幼稚園現場に居た人間として、保育園のことを学び始めたのは7年前からです。幼稚園と保育園との最大の差は、「その子どもの家族丸ごと」対応しているという点です。保育園はフルタイムで休憩時間も取りづらい職場です。社会全体が保育園が行っている専門性や重要度を本当に理解しているのか疑問です。多くの世の中の人々は「親代わり、子守」と思っている程度です。子どもに対する長時間保育と保護者、家庭支援、地域子育て支援まで保育園では行っています。現在の学生は家庭支援論を学んで保育士になってきました。日本ほど保育園に様々なことをさせている国はほとんどありません、特に長時間保育は世界ではクレイジーと感じています。

 

日本は保護者支援としていますが、先進諸国は家族政策としてその役割を保育園には求めていません。私は子どもの心持ちに寄り添うことを最も大切にしてきました。自分に子どもができ、男女の育児に性差が無いというのが現在の研究結果です。日本人は赤ちゃんが泣き始めてから抱き上げるまでの時間が欧州に比べて早いのです。

 

夜泣きの子どもを左手に抱えながら、右手だけでPCで原稿を打っていることが続くとストレスが溜まってしまいます。初めて子育てでイライラする保護者の気持ちになれたのです。

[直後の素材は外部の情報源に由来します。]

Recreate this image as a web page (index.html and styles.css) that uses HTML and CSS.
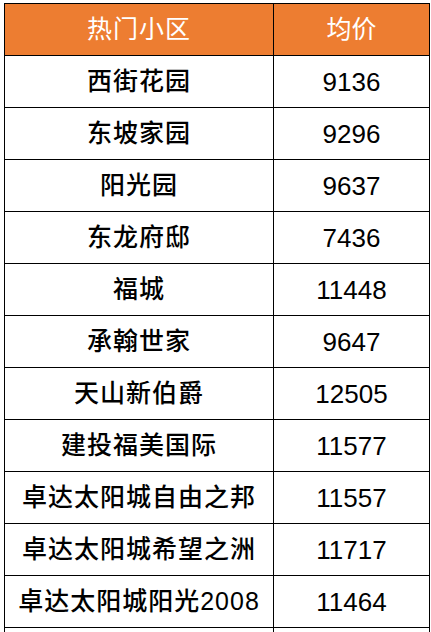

今の時代、保育園が置かれている役割が重く保育者に負担がかかりすぎています。保育というかけがえのない仕事ですが、全ての保護者を丸ごと支援することは容易ではありません。園に対する要求を受け止め続けると大変な負担ですから、保育者は一人で頑張りすぎないことです。保育者が健康でいること自体が保護者支援になり、それが子どもの安定に影響するのです。自分に余裕がないとできません。保育者は先ず自分を大切にしてください。(文責:園長)

 

大豆田先生が述べられたとおり、日本ほどあらゆることを保育園に背負わせている国はないのです。その際たるものが長時間保育で、仮に長時間を望んでいる子どもがいるとすれば、その理由を解決すること自体が子ども支援になるのです。子ども優先の先進国は長時間保育をさせないために保護者の勤務時間を短縮しているのです。日本とは真逆の考え方は子どもの存在はかけがえのない大切な存在と捉え、その時にしか味わえない家族の時間を最優先し、大人都合ではなく子どもが望んでいることを第一義に考えているのです。親を唯一の拠り所とし、親を求め泣きじゃくっている期間は永遠には続きません。今、目の前にいる子どもは、あっという間に思い出の中にしか居ないことを後で痛感するのですから、その時期に家族のつながりを大切にできる極東の国に還っていきたいものです。